Visa also states that if a credit card purchase is under £100, chargeback can still be useful, while transactions over £100 can also have Section 75 rights. In plain English, credit cards can give you two possible routes depending on how the purchase was structured.

That does not mean every car purchase should go fully on a credit card. Many dealers either refuse credit cards for large balances or limit how much they will take because merchant fees eat into their margin. But where a dealer is happy to take a card, it is usually worth asking exactly how much they will accept and what paperwork they will issue.

If you are specifically planning to put only the deposit on a credit card, read our separate guide on Section 75 and car deposits before you pay.

Where debit card fits in

Debit card is often the practical middle ground. You are not borrowing, the payment usually clears quickly, and the dealer may be happier to accept it than a credit card.

The catch is that debit card protection is weaker than many buyers assume. Citizens Advice says chargeback is the route to ask for help if you paid by debit card, while Visa makes clear that chargeback is not a legal right. It is a card-scheme process, and the time limits and evidence requirements depend on your provider.

That does not make debit card a bad option. It just means you should not treat it as equivalent to credit card protection. If you pay by debit card, keep the advert, invoice, finance-clear confirmation, MOT record, service-history promises and any message where the dealer described the car. If you need to challenge the transaction later, that evidence matters.

Why bank transfer is the payment method to handle most carefully

For many dealer sales, bank transfer is the default for the final balance. It is fast, easy for the business to reconcile and ideal for same-day collection.

The weakness is what happens after a problem appears. Bank transfer does not give you the card-based protection routes above. If you send money to the wrong account, send it before the paperwork is right, or transfer funds after relying on a verbal promise that never makes it onto the invoice, you have less to fall back on.

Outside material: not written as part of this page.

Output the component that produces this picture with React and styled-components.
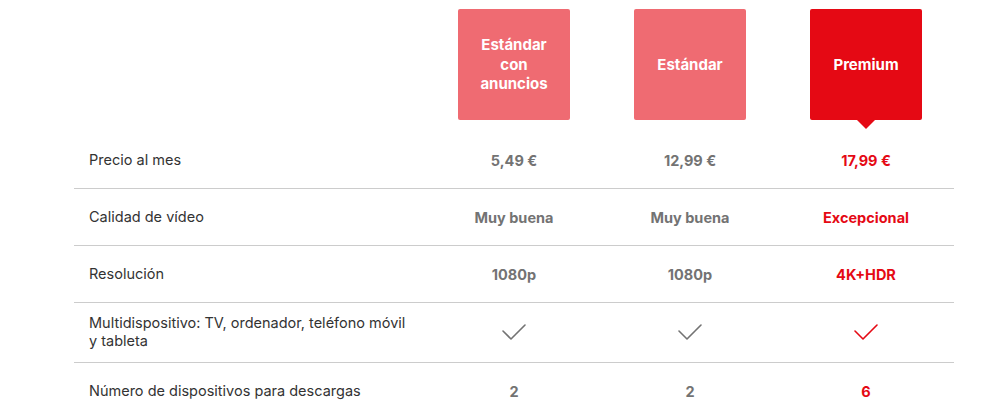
import styled, { createGlobalStyle } from "styled-components";

const GlobalStyle = createGlobalStyle`
  body {
    margin: 0;
    background: #fff;
    font-family: Inter, Roboto, "Liberation Sans", Arial, sans-serif;
  }
`;

const RED = "#e50914";
const PINK = "#ef6b72";

const plans = [
  { name: "Estándar con anuncios", selected: false },
  { name: "Estándar", selected: false },
  { name: "Premium", selected: true },
];

const rows = [
  { label: "Precio al mes", values: ["5,49 €", "12,99 €", "17,99 €"] },
  { label: "Calidad de vídeo", values: ["Muy buena", "Muy buena", "Excepcional"] },
  { label: "Resolución", values: ["1080p", "1080p", "4K+HDR"] },
  {
    label: "Multidispositivo: TV, ordenador, teléfono móvil y tableta",
    check: true,
  },
  { label: "Número de dispositivos para descargas", values: ["2", "2", "6"] },
];

const Page = styled.div`
  padding: 9px 0 0 74px;
`;

const Table = styled.div`
  display: grid;
  grid-template-columns: 352px repeat(3, 176px);
  width: 880px;
`;

const HeaderRow = styled.div`
  display: contents;
`;

const HeaderCell = styled.div`
  display: flex;
  justify-content: center;
  padding-bottom: 12px;
`;

const PlanBox = styled.div`
  position: relative;
  width: 112px;
  height: 111px;
  box-sizing: border-box;
  border-radius: 2px;
  background: ${(p) => (p.$selected ? RED : PINK)};
  color: #fff;
  font-weight: 700;
  font-size: 15px;
  line-height: 19.5px;
  display: flex;
  align-items: center;
  justify-content: center;
  text-align: center;
  padding: 0 16px;

  &::after {
    content: "";
    display: ${(p) => (p.$selected ? "block" : "none")};
    position: absolute;
    left: 50%;
    bottom: -9px;
    margin-left: -9px;
    border-left: 9px solid transparent;
    border-right: 9px solid transparent;
    border-top: 9px solid ${RED};
  }
`;

const Row = styled.div`
  display: contents;

  & > div {
    border-bottom: ${(p) => (p.$last ? "none" : "1px solid #cccccc")};
  }
`;

const LabelCell = styled.div`
  box-sizing: border-box;
  min-height: 57px;
  padding: 11px 10px 12px 15px;
  display: flex;
  align-items: center;
  font-size: 14.5px;
  line-height: 18px;
  color: #333;
`;

const ValueCell = styled.div`
  box-sizing: border-box;
  min-height: 57px;
  display: flex;
  align-items: center;
  justify-content: center;
  font-size: 14.5px;
  font-weight: 700;
  color: ${(p) => (p.$selected ? RED : "#737373")};
`;

const Check = ({ color }) => (
  <svg width="24" height="24" viewBox="0 0 24 24" fill="none">
    <polyline
      points="1,10 9,18 23,4"
      stroke={color}
      strokeWidth="1.6"
      strokeLinecap="round"
      strokeLinejoin="round"
    />
  </svg>
);

export default function App() {
  return (
    <>
      <GlobalStyle />
      <Page>
        <Table>
          <HeaderRow>
            <div />
            {plans.map((plan) => (
              <HeaderCell key={plan.name}>
                <PlanBox $selected={plan.selected}>{plan.name}</PlanBox>
              </HeaderCell>
            ))}
          </HeaderRow>
          {rows.map((row, i) => (
            <Row key={row.label} $last={i === rows.length - 1}>
              <LabelCell>
                {row.label}
              </LabelCell>
              {plans.map((plan, j) => (
                <ValueCell key={plan.name} $selected={plan.selected}>
                  {row.check ? (
                    <Check color={plan.selected ? RED : "#737373"} />
                  ) : (
                    row.values[j]
                  )}
                </ValueCell>
              ))}
            </Row>
          ))}
        </Table>
      </Page>
    </>
  );
}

That does not mean bank transfer is unsafe in itself. It means you should tighten your process:

  • confirm the dealership name, sort code and account number using a phone number you found independently, not one copied from a suspicious email
  • be wary of last-minute messages saying the bank details have changed
  • make sure the invoice, registration number, agreed price, fees and promised extras all match before you pay
  • do not transfer the balance until you are satisfied the car exists, the dealer is real and the paperwork is complete
  • if you are collecting in person, consider making the transfer only when you are on site and have seen the car and documents

If you are buying privately rather than from a trader, our guide on how to pay safely in a private used car sale covers the scam risks in more detail.

Can a dealer add a fee for paying by card?

In general, no. The UK government banned most consumer card surcharges, meaning retailers cannot usually add an extra fee simply because you chose a personal credit or debit card.

That said, a dealer can still set its own payment policy. It might refuse Amex, cap credit card payments, insist on bank transfer for large balances or ask for identification before taking payment. That is annoying, but it is different from adding a banned consumer card surcharge.

The smart move is to ask about payment rules before you travel, especially if you are relying on a credit card deposit or want to split the payment across methods.

The safest real-world approach for most used car buyers

In a perfect world, every dealer would take a sensible chunk on credit card, issue a clean invoice and make the rest straightforward. In the real world, the safest approach is usually more mixed than that.

A sensible dealer-buyer process often looks like this:

  1. Agree the full on-the-road price in writing, including any admin fee, warranty, service plan or delivery charge.
  2. Ask which payment methods are accepted and whether there is a cap on credit card use.
  3. If credit card is accepted, consider using it for the part of the deal the dealer will allow.
  4. If the balance must go by bank transfer, verify the account details carefully and only pay when the invoice and car details are correct.
  5. Save every document and screenshot before collection day, not after.

That combination will not prevent every dispute, but it reduces the chance of being stuck with weak evidence and a difficult payment trail.

Red flags before you send any money

Walk away or pause the deal if any of these show up:

  • the dealer changes bank details at the last minute by email or text
  • the invoice does not match the advert or the agreed spec
  • you are being rushed to pay before you have seen the V5C details, service records or finance status
  • the business name on the bank account does not make sense and nobody can explain why
  • you are told a promised repair, second key or service will be "sorted later" but it is not written down
  • the dealer refuses to give a proper invoice

Payment method cannot rescue a bad seller on its own. It only gives you better or worse fallback options once the trouble has started.

So which option should you choose?

For most dealer-bought used cars in the UK, the order is simple:

  • credit card first, where the dealer accepts it and the purchase qualifies
  • debit card next, if credit card is not available
  • bank transfer last, used carefully and only after you have checked everything you can

That does not mean every bank transfer purchase is a mistake. Plenty of smooth dealer sales are paid that way every day. It just means you should treat transfer as the method that demands the most discipline before the money leaves your account.

A few extra checks before payment can save a far bigger argument once the car is on your drive.